Lyon et les autres villes textiles : une influence durable sur la mode française
Lyon n’est pas la seule à avoir marqué le textile français. D’autres villes ont bâti leur légende et contribué à la vitalité du secteur. Pour mieux comprendre cette diversité, voici quelques exemples marquants :
- Roubaix, surnommée la Manchester française, s’est imposée comme capitale mondiale de la laine et de la filature au XIXe siècle. Une ville qui a vu affluer des ouvriers venus de tous horizons, transformant son paysage urbain et social.

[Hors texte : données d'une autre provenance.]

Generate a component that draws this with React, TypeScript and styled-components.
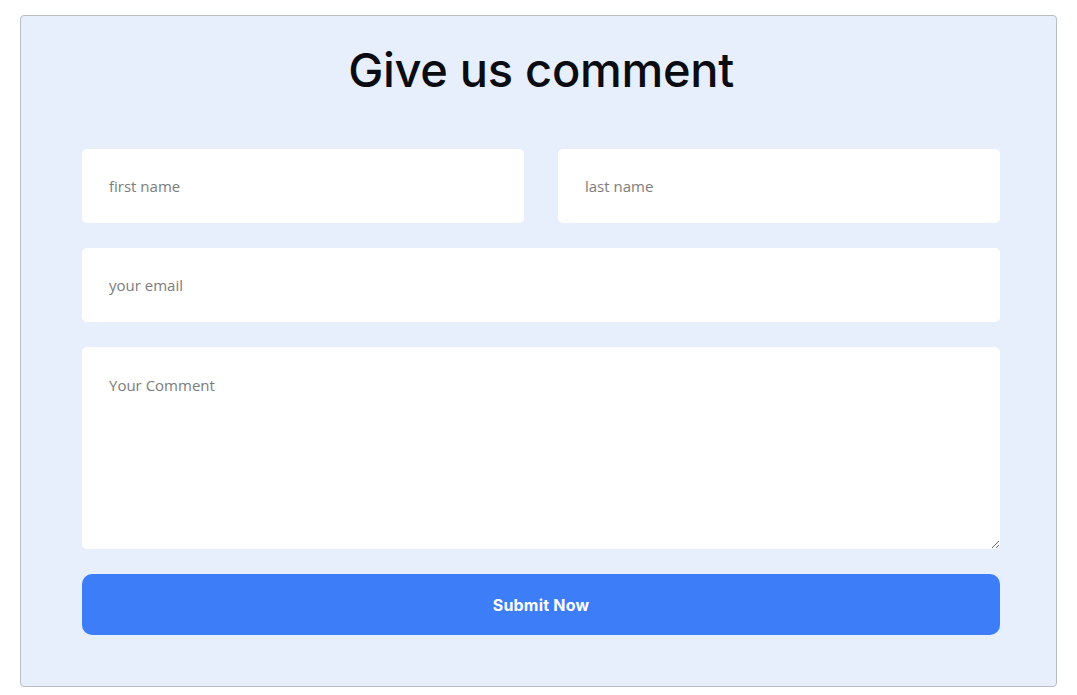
import React from 'react';
import styled, { createGlobalStyle } from 'styled-components';

const GlobalStyle = createGlobalStyle`
  body {
    margin: 0;
    background: #ffffff;
    font-family: 'Open Sans', 'Liberation Sans', sans-serif;
  }
  * {
    box-sizing: border-box;
  }
`;

const Page = styled.div`
  padding: 15px 20px 0 20px;
`;

const Card = styled.form`
  background: #e7effd;
  border: 1px solid #b9bcc2;
  border-radius: 4px;
  padding: 0 56px 51px 61px;
  display: flex;
  flex-direction: column;
  gap: 25px;
`;

const Title = styled.h2`
  margin: 26px 0 26px;
  text-align: center;
  font-family: 'Inter', 'Liberation Sans', sans-serif;
  font-weight: 500;
  font-size: 47px;
  line-height: 56px;
  letter-spacing: -0.3px;
  color: #0b0b12;
`;

const Row = styled.div`
  display: grid;
  grid-template-columns: 1fr 1fr;
  gap: 34px;
`;

const Field = styled.input`
  width: 100%;
  height: 74px;
  border: none;
  outline: none;
  border-radius: 5px;
  background: #ffffff;
  padding: 0 27px;
  font-family: 'Open Sans', 'Liberation Sans', sans-serif;
  font-size: 15px;
  color: #333;
  &::placeholder {
    color: #7c7c7c;
  }
`;

const CommentBox = styled.textarea`
  width: 100%;
  height: 202px;
  border: none;
  outline: none;
  border-radius: 5px;
  background: #ffffff;
  padding: 28px 27px;
  font-family: 'Open Sans', 'Liberation Sans', sans-serif;
  font-size: 15px;
  color: #333;
  display: block;
  &::placeholder {
    color: #7c7c7c;
  }
`;

const SubmitButton = styled.button`
  height: 61px;
  border: none;
  border-radius: 10px;
  background: #3d7ef8;
  color: #ffffff;
  font-family: 'Inter', 'Liberation Sans', sans-serif;
  font-weight: 700;
  font-size: 16px;
  letter-spacing: 0.2px;
  cursor: pointer;
`;

const App = () => {
  return (
    <>
      <GlobalStyle />
      <Page>
        <Card onSubmit={(e) => e.preventDefault()}>
          <Title>Give us comment</Title>
          <Row>
            <Field placeholder="first name" />
            <Field placeholder="last name" />
          </Row>
          <Field placeholder="your email" />
          <CommentBox placeholder="Your Comment" />
          <SubmitButton type="submit">Submit Now</SubmitButton>
        </Card>
      </Page>
    </>
  );
};

export default App;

Les courées, ces habitats ouvriers typiques, témoignent de cette ère industrielle, tout comme la Manufacture et les Archives nationales du monde du travail.
- Dans les Vosges, le textile s’est spécialisé dans le linge de maison, porté par des entreprises comme Garnier Thiébaut ou Linvosges, qui perpétuent la tradition et l’innovation.
- Troyes, de son côté, s’est illustrée dans la maille et le tricot. Des marques emblématiques telles que Petit Bateau y sont nées, tandis que la ville accueille régulièrement des événements spécialisés comme Citext ou les Assises de la Maille.
Enfin, Paris revendique son statut de capitale mondiale de la haute couture. Les maisons Chanel, Dior, Hermès, Louis Vuitton, Saint Laurent s’y sont regroupées. Mais la création parisienne s’appuie largement sur le travail des régions textiles. Les étoffes lyonnaises, les savoir-faire accumulés dans toute la France, irriguent l’imagination des créateurs. Le tissu français, dans tous les sens du terme, relie la province à la capitale, la mémoire ouvrière à l’excellence de la mode.
Quand on évoque la capitale textile française, Lyon s’impose, mais elle dialogue sans cesse avec ce réseau de villes créatives qui tissent, génération après génération, la réputation du style français. La trame se poursuit, chaque fil reliant passé, présent et avenir du textile hexagonal.